Havila Voyages has completed a refinancing of a loan in a move that will secure “stronger liquidity and balance sheet” for the Norwegian cruise line.
It announced the planned refinancing of Series B of the secured bond loan, originally with a par value of €50 million, along with related redemption costs and accrued interest in its Q4 results on Thursday (April 18).
Havila Voyages refinanced this loan through a €56 million loan from Havila Holding AS.
It has also established a revolving credit facility of NOK 200 million (£14.6 million) from Havila Holding, which provides the company with increased financial flexibility to handle seasonal liquidity fluctuations.
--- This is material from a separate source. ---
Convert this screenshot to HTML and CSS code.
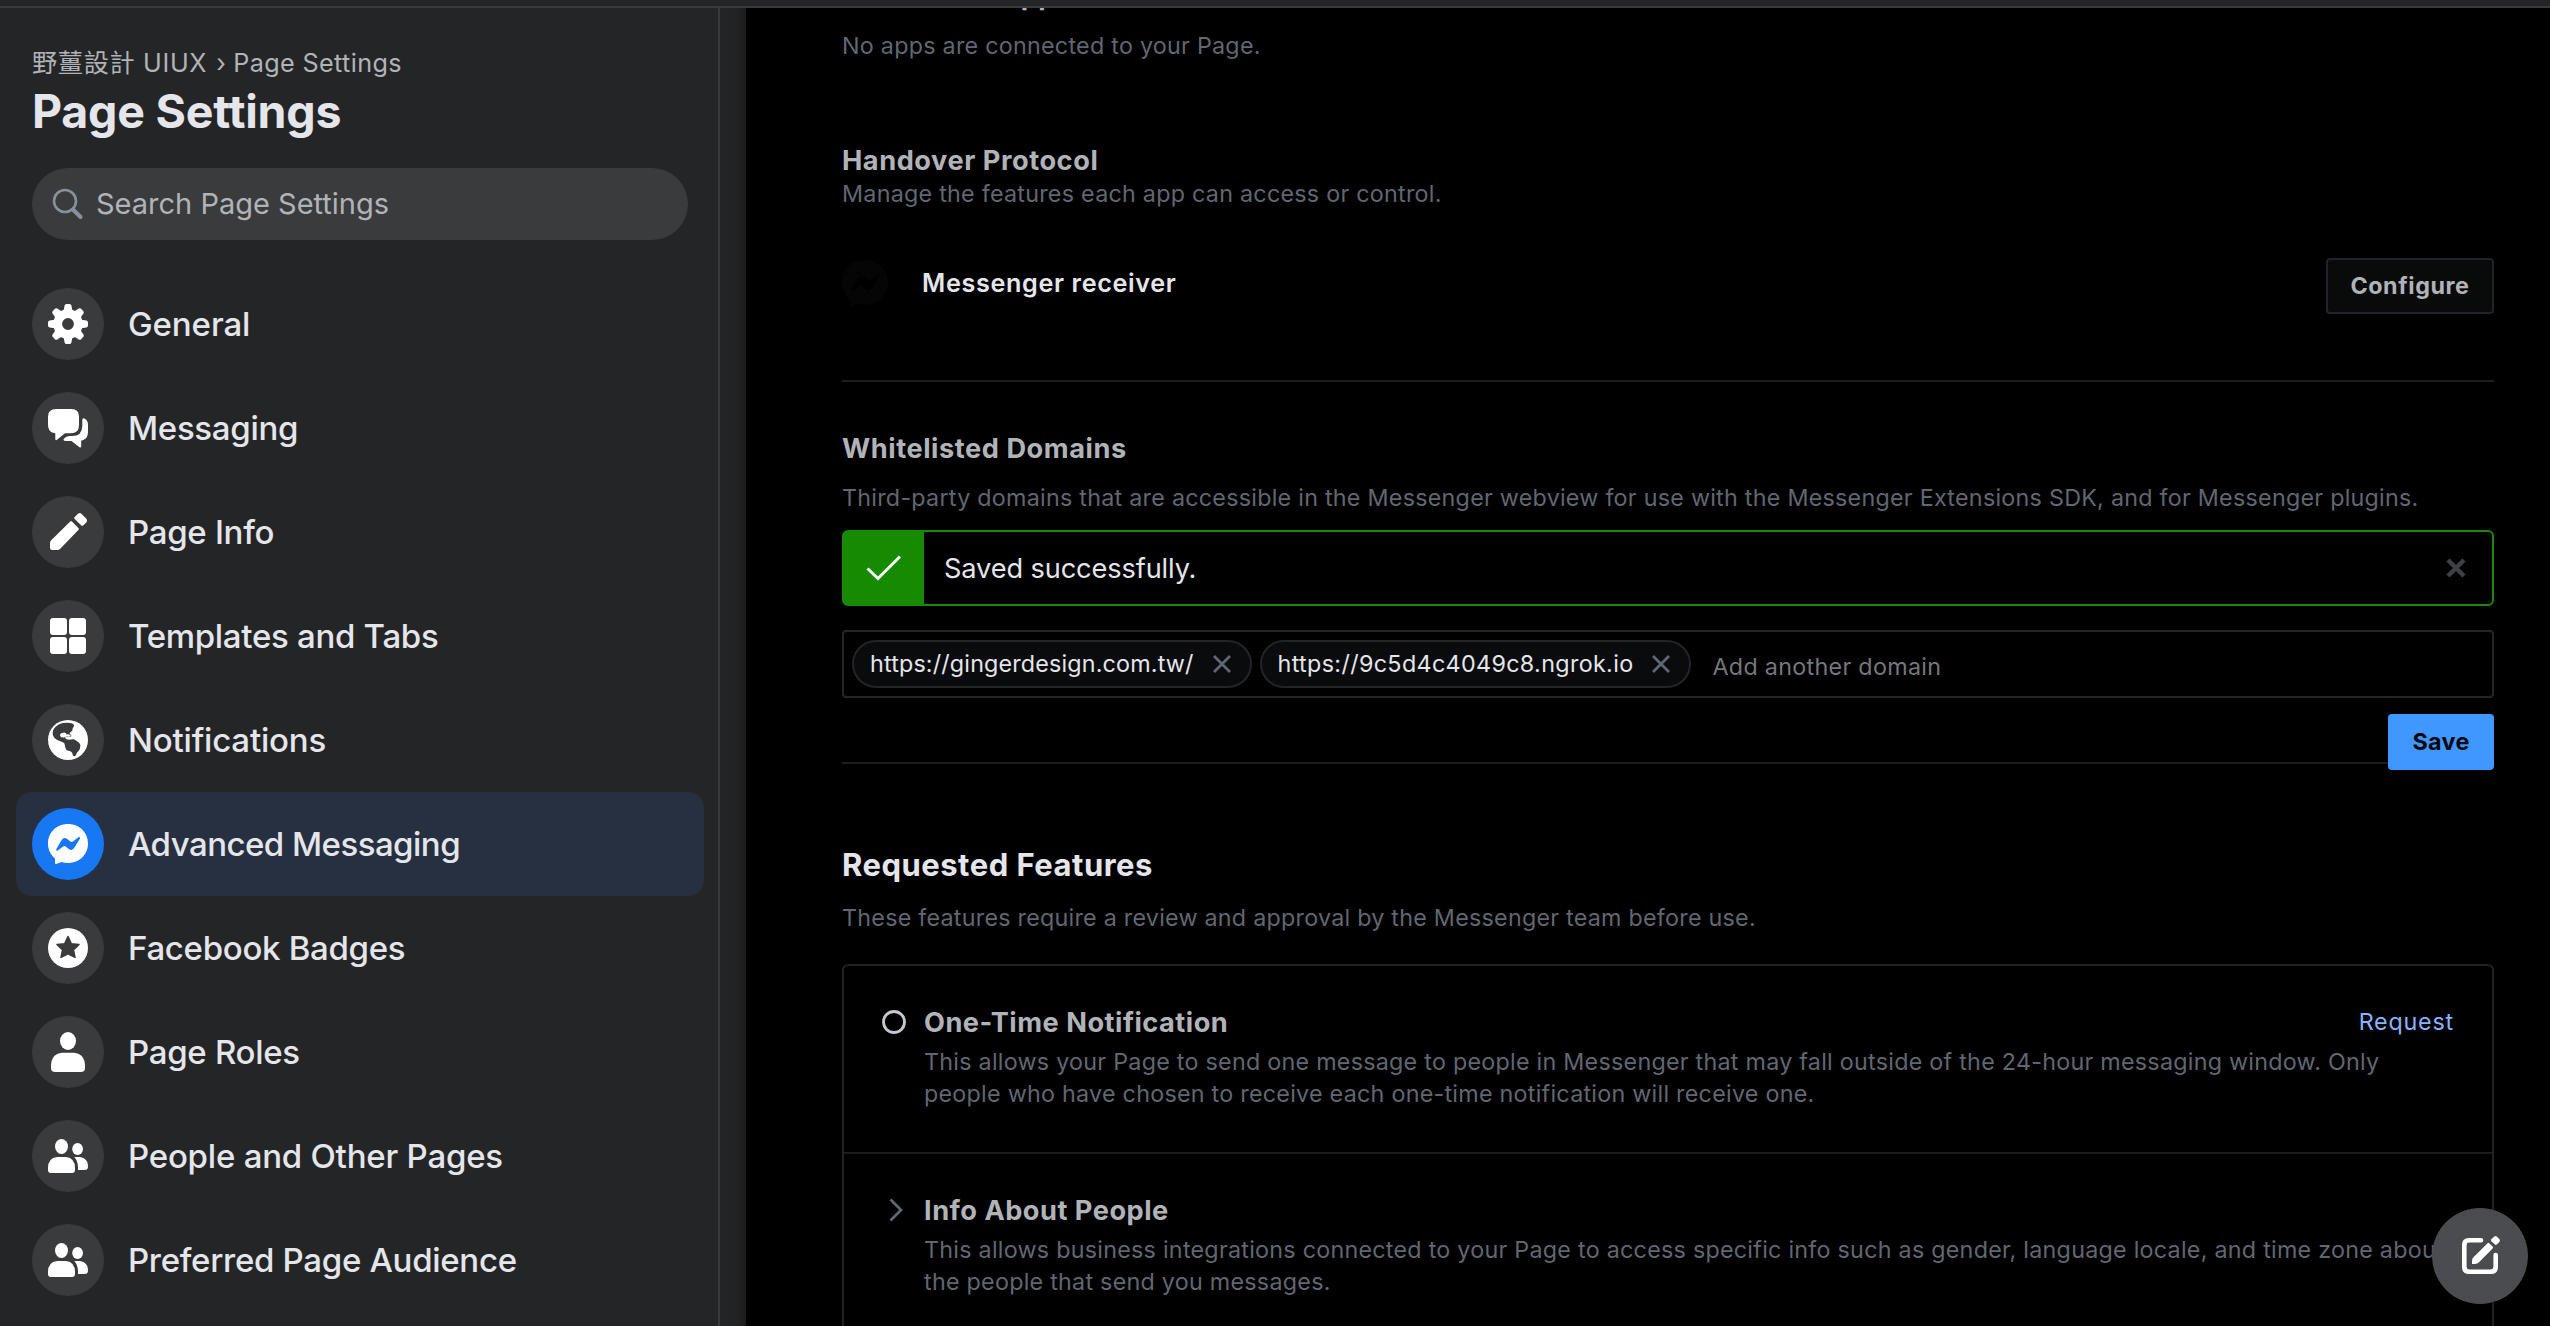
FILE: index.html
```
<!DOCTYPE html>
<html lang="en">
<head>
<meta charset="utf-8">
<title>Page Settings</title>
<link rel="stylesheet" href="styles.css">
</head>
<body>
<div class="topbar"></div>
<div class="layout">
  <aside class="sidebar">
    <div class="crumbs"><span class="crumb-page">野薑設計 UIUX</span><span class="crumb-sep">›</span><span>Page Settings</span></div>
    <h1 class="title">Page Settings</h1>
    <div class="search">
      <svg class="search-icon" viewBox="0 0 32 32"><circle cx="13" cy="13" r="11" fill="none" stroke="#8a8f9c" stroke-width="2.6"/><path d="M21 21.5 28.5 29" stroke="#8a8f9c" stroke-width="4" stroke-linecap="round"/></svg>
      <span>Search Page Settings</span>
    </div>
    <nav class="nav">
      <a class="item"><span class="disc"><svg viewBox="0 0 40 40"><g fill="#fff"><g id="teeth"><path id="tooth" d="M15.4 8 16.6 1.6Q17 0 18.5 0H21.5Q23 0 23.4 1.6L24.6 8Z"/><use href="#tooth" transform="rotate(90 20 20)"/><use href="#tooth" transform="rotate(180 20 20)"/><use href="#tooth" transform="rotate(270 20 20)"/></g><use href="#teeth" transform="rotate(45 20 20)"/></g><circle cx="20" cy="20" r="10.3" fill="none" stroke="#fff" stroke-width="8.8"/></svg></span><span class="label general">General</span></a>
      <a class="item"><span class="disc"><svg viewBox="0 0 40 40" fill="#fff"><path d="M8 1H23.500Q31 1 31 8.500V17Q31 25.300 23 25.300H17L9 31.800Q7.300 32.900 7.300 31V25.200Q0 24.500 0 17V8.500Q0 1 8 1Z"/><path d="M34.300 12Q34.300 9.800 36.400 10.500Q40 12.200 40 17V24Q40 31 34 32.400L33.200 32.600V38.500Q33 40 31.500 39.300L23.500 33H17.500Q14.800 32.800 15.800 30.800Q18 28 21.500 28H24Q34.300 28 34.300 18Z"/></svg></span><span class="label messaging">Messaging</span></a>
      <a class="item"><span class="disc"><svg viewBox="0 0 40 40" fill="#fff"><path d="M22.200 9.500Q23 8.700 23.900 9.500L30.600 16.200Q31.300 17 30.600 17.800L12.500 36.500Q11 38 9 38H4Q2 38 2 36V31Q2 29.500 3.200 28.300Z"/><path d="M26.500 5.200 30 1.800Q31.700 .3 33.400 1.800L38.400 6.800Q39.900 8.500 38.400 10.200L35.200 13.400Q34.200 14.200 33.300 13.400L26.500 6.800Q25.800 6 26.500 5.200Z"/></svg></span><span class="label">Page Info</span></a>
      <a class="item"><span class="disc"><svg viewBox="0 0 40 40" fill="#fff"><rect x="2" y="2" width="17" height="17" rx="3"/><rect x="21" y="2" width="17" height="17" rx="3"/><rect x="2" y="21" width="17" height="17" rx="3"/><rect x="21" y="21" width="17" height="17" rx="3"/></svg></span><span class="label">Templates and Tabs</span></a>
      <a class="item"><span class="disc"><svg viewBox="0 0 40 40"><circle cx="20" cy="20" r="20" fill="#fff"/><path fill="#3a3b3c" d="M4.700 13C5 7 11 3 18 2.800C22 2.600 25 3.200 26 5C26.500 6.500 24 8 24.500 10C24.500 11 22.500 11.500 21.500 13.500L23.500 15.500Q23.500 17 21 17Q18 16.500 17 17.500Q12 17.500 12 15.500C12 13.500 14 14.500 17.500 14.300Q18.500 13 16.500 12.700C14 12.500 11.800 13.500 12 15.500C12 17.400 15 17.600 17 17.500C17.500 19 19 19.800 20.500 19.600C22 20 24 18.800 26 19.300C28.500 21 31.500 22.500 32.200 24.500C32.500 27 32 29.500 30.500 31C28.500 32.500 28.500 34.800 27.200 36C25.500 36.600 24.600 35.500 24.400 33.500C24 31.500 21 31 19 30.300C17 29 17.300 25.500 16.200 23C13 21 9 20.500 7 18.500C5.500 17 4.600 15 4.700 13Z"/><path fill="#fff" d="M12 15.700Q12 12.700 16 12.700Q19 12.800 18.200 14.500Q20.500 14 22.500 15.200Q23.500 16.500 21 16.700Q18 16.300 16.500 17.300Q12.500 17.800 12 15.700Z"/></svg></span><span class="label notif">Notifications</span></a>
      <a class="item active"><span class="disc"><svg viewBox="0 0 40 40"><path fill="#fff" d="M20 0C31.300 0 40 8.300 40 19.500S31.300 39 20 39Q16.500 39 13.300 38L8.300 40Q7 40.300 7 39V34.500C2.300 30.500 0 25.500 0 19.500C0 8.300 8.700 0 20 0Z"/><path fill="#1877f2" d="M8.200 25.200 13.500 16.200Q15.800 12.600 19.200 15L22.800 17.800Q23.600 18.300 24.400 17.800L30.500 13.300Q32.200 12.400 32 14.500L26.500 23.600Q24.200 27.300 20.800 25L17.200 22.200Q16.400 21.700 15.600 22.200L9.700 26.600Q8 27.300 8.200 25.200Z"/></svg></span><span class="label adv">Advanced Messaging</span></a>
      <a class="item"><span class="disc"><svg viewBox="0 0 40 40"><circle cx="20" cy="20" r="20" fill="#fff"/><path fill="#3a3b3c" stroke="#3a3b3c" stroke-width="1.600" stroke-linejoin="round" d="M20 8.700 23.300 15.800 31 16.500 25.400 21.800 27 29.300 20 25.700 13 29.300 14.600 21.800 9 16.500 16.700 15.800Z"/></svg></span><span class="label">Facebook Badges</span></a>
      <a class="item"><span class="disc"><svg viewBox="0 0 40 40" fill="#fff"><rect x="12" y="0" width="16" height="18" rx="8" ry="9"/><path d="M14 20.800H26Q37 22 37 34.500V36Q37 40 33 40H7Q3 40 3 36V34.500Q3 22 14 20.800Z"/></svg></span><span class="label">Page Roles</span></a>
      <a class="item"><span class="disc"><svg viewBox="0 0 40 40" fill="#fff"><g id="people"><ellipse cx="13.500" cy="10.500" rx="6.500" ry="7.500"/><path d="M9 21H18Q27 22 27 32V34Q27 37 24 37H3Q0 37 0 34V32Q0 22 9 21Z"/><ellipse cx="29.600" cy="13" rx="5.400" ry="6"/><path d="M26.300 21H32Q40 22 40 30.500Q40 34 36.500 34H30V31Q29.700 24.500 26.300 21Z"/></g></svg></span><span class="label people">People and Other Pages</span></a>
      <a class="item"><span class="disc"><svg viewBox="0 0 40 40" fill="#fff"><use href="#people"/></svg></span><span class="label">Preferred Page Audience</span></a>
    </nav>
  </aside>
  <div class="gutter"></div>
  <main class="main">
    <h3 class="h3 connected">Connected Apps</h3>
    <p class="desc noapps">No apps are connected to your Page.</p>
    <h3 class="h3 handover">Handover Protocol</h3>
    <p class="desc manage">Manage the features each app can access or control.</p>
    <div class="receiver">
      <svg class="messenger" viewBox="0 0 46 46"><path fill="#050505" d="M23 0C36 0 46 9.500 46 22.300S36 45 23 45Q19 45 15.300 43.700L9.500 46Q8 46.300 8 45V39.700C2.600 35 0 29.300 0 22.300C0 9.500 10 0 23 0Z"/><path fill="#000" d="M9.400 29 15.500 18.600Q18.200 14.500 22 17.300L26.200 20.500Q27.100 21 28 20.500L35 15.300Q37 14.300 36.800 16.700L30.500 27.100Q27.800 31.400 23.900 28.800L19.800 25.500Q18.900 25 18 25.500L11.200 30.600Q9.200 31.400 9.400 29Z"/></svg>
      <span class="receiver-name">Messenger receiver</span>
      <button class="btn configure">Configure</button>
    </div>
    <div class="rule"></div>
    <h3 class="h3 whitelist">Whitelisted Domains</h3>
    <p class="desc third">Third-party domains that are accessible in the Messenger webview for use with the Messenger Extensions SDK, and for Messenger plugins.</p>
    <div class="alert">
      <div class="alert-mark"><svg viewBox="0 0 36 26"><path d="M1.500 13.500 12 23.500 34 1.500" fill="none" stroke="#fff" stroke-width="3"/></svg></div>
      <span class="alert-text">Saved successfully.</span>
      <svg class="alert-close" viewBox="0 0 20 20"><path d="M2 2 18 18M18 2 2 18" stroke="#3f4147" stroke-width="4.500"/></svg>
    </div>
    <div class="tokens">
      <span class="chip"><span class="chip-a">https://gingerdesign.com.tw/</span><svg viewBox="0 0 18 18"><path d="M1 1 17 17M17 1 1 17" stroke="#606774" stroke-width="2.800"/></svg></span>
      <span class="chip"><span class="chip-b">https://9c5d4c4049c8.ngrok.io</span><svg viewBox="0 0 18 18"><path d="M1 1 17 17M17 1 1 17" stroke="#606774" stroke-width="2.800"/></svg></span>
      <span class="placeholder">Add another domain</span>
    </div>
    <div class="save-row"><button class="btn save">Save</button></div>
    <div class="rule under-save"></div>
    <h2 class="h2">Requested Features</h2>
    <p class="desc these">These features require a review and approval by the Messenger team before use.</p>
    <section class="card">
      <div class="feature">
        <svg class="mark" viewBox="0 0 24 24"><circle cx="12" cy="12" r="10.500" fill="none" stroke="#c3c8d0" stroke-width="2.800"/></svg>
        <div class="feature-body">
          <div class="feature-head"><h3 class="h3">One-Time Notification</h3><a class="request">Request</a></div>
          <p class="desc">This allows your Page to send one message to people in Messenger that may fall outside of the 24-hour messaging window. Only<br>people who have chosen to receive each one-time notification will receive one.</p>
        </div>
      </div>
      <div class="feature">
        <svg class="mark" viewBox="0 0 24 24"><path d="M8.500 1.500 19 12 8.500 22.500" fill="none" stroke="#606774" stroke-width="2.800"/></svg>
        <div class="feature-body">
          <div class="feature-head"><h3 class="h3">Info About People</h3></div>
          <p class="desc">This allows business integrations connected to your Page to access specific info such as gender, language locale, and time zone about<br>the people that send you messages.</p>
        </div>
      </div>
    </section>
  </main>
</div>
<button class="fab"><svg viewBox="0 0 96 96"><path d="M49 32.300H37Q32.300 32.300 32.300 37V59Q32.300 63.700 37 63.700H59Q63.700 63.700 63.700 59V47" fill="none" stroke="#fff" stroke-width="4.600" stroke-linecap="round"/><path fill="#fff" d="M55.300 35.400Q56.300 34.300 57.400 35.400L60.600 38.400Q61.600 39.400 60.600 40.500L47 54.300Q45.300 56 43 56H40V53Q40 50.700 41.700 49Z"/><path fill="#fff" d="M59.400 31.200 62 28.700Q63.500 27.400 65 28.700L67.300 31Q68.600 32.500 67.300 34L64.800 36.600Q63.800 37.400 62.900 36.600L59.400 33.200Q58.600 32.200 59.400 31.200Z"/></svg></button>
</body>
</html>
```
FILE: styles.css
```
* { box-sizing: border-box; }
html, body { height: 100%; margin: 0; }
body {
  display: flex;
  flex-direction: column;
  overflow: hidden;
  background: #000;
  color: #e4e6eb;
  font-family: Inter, "Noto Sans CJK TC", sans-serif;
}
h1, h2, h3, p { margin: 0; }
svg { display: block; flex: none; }
button { font-family: inherit; padding: 0; }

.topbar { flex: none; height: 8px; background: #242526; border-bottom: 2px solid #3a3b3c; }
.layout { flex: 1; min-height: 0; display: flex; }

/* Sidebar */
.sidebar { flex: none; width: 720px; overflow: hidden; background: #242526; border-right: 2px solid #38393a; padding: 39px 14px 0 16px; }
.crumbs { display: flex; height: 32px; padding-left: 16px; font-size: 25.2px; line-height: 32px; letter-spacing: .37px; color: #b0b3b8; white-space: nowrap; }
.crumb-page { letter-spacing: .65px; }
.crumb-sep { margin: 0 7px 0 9px; }
.title { margin-top: 4px; padding-left: 16px; font-size: 46.5px; line-height: 56px; font-weight: 700; letter-spacing: -.22px; color: #e4e6eb; }
.search { display: flex; align-items: center; height: 72px; margin: 29px 16px 0 16px; padding: 0 20px 2px; border-radius: 36px; background: #3a3b3c; font-size: 29px; color: #b0b3b8; }
.search-icon { width: 32px; height: 32px; margin: 2px 12px 0 0; }
.nav { margin-top: 32px; }
.item { display: flex; align-items: center; width: 688px; height: 104px; padding-left: 16px; border-radius: 16px; }
.item.active { background: #263040; }
.disc { display: flex; align-items: center; justify-content: center; flex: none; width: 72px; height: 72px; margin-right: 24px; border-radius: 50%; background: #3a3b3c; }
.active .disc { background: #1877f2; }
.disc svg { width: 40px; height: 40px; overflow: visible; }
.label { font-size: 33px; font-weight: 500; letter-spacing: -.3px; white-space: nowrap; }
.general { letter-spacing: -.1px; }
.messaging { letter-spacing: -.3px; }
.notif { letter-spacing: -.2px; }
.adv { letter-spacing: -.53px; }
.people { letter-spacing: -.22px; }

.gutter { flex: none; width: 26px; background: linear-gradient(90deg, #242526 0, #222325 60%, #1b1c1e 100%); }

/* Main column */
.main { flex: 1; min-width: 0; overflow: hidden; padding: 0 56px 0 96px; }
.h3 { font-size: 27.2px; line-height: 32px; font-weight: 700; letter-spacing: .55px; color: #b0b3b8; white-space: nowrap; }
.h2 { margin-top: 81px; font-size: 31px; line-height: 40px; font-weight: 700; letter-spacing: .5px; color: #e4e6eb; }
.desc { font-size: 23.3px; line-height: 32px; letter-spacing: .255px; color: #606770; white-space: nowrap; }
.connected { margin-top: -28px; }
.noapps { margin-top: 18px; }
.handover { margin-top: 83px; }
.manage { margin-top: 1px; }
.receiver { display: flex; height: 56px; margin-top: 48px; }
.messenger { width: 46px; height: 46px; margin-top: 2px; }
.receiver-name { margin: 9px auto 0 34px; font-size: 25.2px; line-height: 32px; font-weight: 600; letter-spacing: .65px; color: #e4e6eb; }
.btn { height: 56px; border-radius: 4px; font-size: 23.3px; }
.configure { width: 168px; padding-bottom: 2px; border: 2px solid #202327; background: #090b0b; color: #b0b3b8; font-weight: 700; letter-spacing: .6px; }
.rule { height: 2px; margin-top: 66px; background: #1c1c1d; }
.whitelist { margin-top: 51px; }
.third { margin-top: 17px; }
.alert { display: flex; align-items: center; height: 76px; margin-top: 16px; border: 2px solid #168b00; border-radius: 6px; }
.alert-mark { display: flex; align-items: center; justify-content: center; align-self: stretch; width: 80px; background: #168b00; }
.alert-mark svg { width: 36px; height: 26px; }
.alert-text { margin: 0 auto 0 20px; font-size: 27.2px; letter-spacing: -.12px; color: #e4e6eb; }
.alert-close { width: 20px; height: 20px; margin-right: 26px; }
.tokens { display: flex; align-items: center; gap: 8px; height: 68px; margin-top: 24px; padding-left: 8px; border: 2px solid #252627; border-radius: 4px; font-size: 23.3px; }
.chip { display: flex; align-items: center; gap: 19px; height: 48px; padding: 0 19px 0 16px; border: 2px solid #222427; border-radius: 24px; background: #0a0b0d; color: #e4e6eb; white-space: nowrap; }
.chip span { padding-bottom: 1px; }
.chip svg { width: 18px; height: 18px; }
.chip-a { letter-spacing: .17px; }
.chip-b { letter-spacing: .35px; }
.placeholder { margin: 5px 0 0 13px; letter-spacing: .3px; color: #75777b; }
.save-row { display: flex; justify-content: flex-end; margin-top: 16px; }
.save { position: relative; z-index: 1; width: 106px; padding-bottom: 2px; border: 0; background: #3f97ff; color: #05080d; font-weight: 700; letter-spacing: .36px; }
.under-save { margin-top: -8px; }
.these { margin-top: 17px; letter-spacing: .245px; }

/* Feature list */
.card { height: 420px; margin-top: 30px; border: 2px solid #202124; border-radius: 6px; }
.feature { display: flex; height: 188px; padding: 40px 38px 0; border-bottom: 2px solid #1c1c1d; }
.mark { width: 24px; height: 24px; margin: 4px 18px 0 0; }
.feature-body { flex: 1; min-width: 0; }
.feature-head { display: flex; justify-content: space-between; height: 32px; margin-bottom: 8px; }
.feature-head .h3 { margin-top: 1px; letter-spacing: .5px; }
.request { font-size: 23.3px; line-height: 32px; letter-spacing: .8px; color: #8db2ff; }

.fab { position: absolute; right: 22px; bottom: 22px; z-index: 2; width: 96px; height: 96px; border: 0; border-radius: 50%; background: #4b4c4f; }
.fab svg { width: 96px; height: 96px; }
```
In 2022, the Norwegian cruise line went to court in London in a payment dispute with subsidiaries of Russian leasing company GTLK over two ships, which were being completed at the Tersan shipyard in Turkey.
GTLK was one of the Russian firms being sanctioned in Europe because of the war in Ukraine.
The High Court ruling in its favour meant it was able to take delivery of Havila Polaris and Havila Pollux (pictured in Bergen).
The deliveries were further delayed in 2023 by licensing issues and the earthquake in Turkey.
More: Havila Voyages finally receives Havila Polaris and Havila Pollux
Bent Martini, chief executive, said: “We have considered various alternatives within the constraints we had in the loan agreement for the remaining secured bond, and overall we believe this is the best solution for us.”
Series A of Havila Voyages’ secured bond loan has a par value of €255 million and was issued in July 2023 in connection with the delivery of Havila Polaris and Havila Pollux.
Martini added: “With this solution, we ensure stronger liquidity and balance for Havila Voyages.
“Now we can focus on optimising the operation of our four new coastal route ships and delivering on the operational goals we have set ourselves.
“Over time, this will also enable more long-term and sustainable financing that better reflects the solid underlying ship values and the good earning opportunities we have from operating ships along the Norwegian coast.
“There is no doubt that the bond loan is expensive for us, but with the challenges we faced with the original lender and the sanctions they were under, this was the only solution in the late summer of last year.
“The goal has always been to find solutions with lower costs, and this is a step further.”
Havila Voyages also reported that the “positive development in bookings” continues. Occupancy for the first quarter of 2024 ended at 68%, up from 60% in the fourth quarter of 2023.
In total, 63% of capacity is now booked for the year, and an average occupancy rate of just under 80% is expected for 2024 as a whole.
Martini added: “For a new company on a well-established route, we are very satisfied with our booking figures.
“We are getting positive feedback from previous guests. We see more people coming back to us and the awareness of us in the markets is growing. We are optimistic about the time ahead.”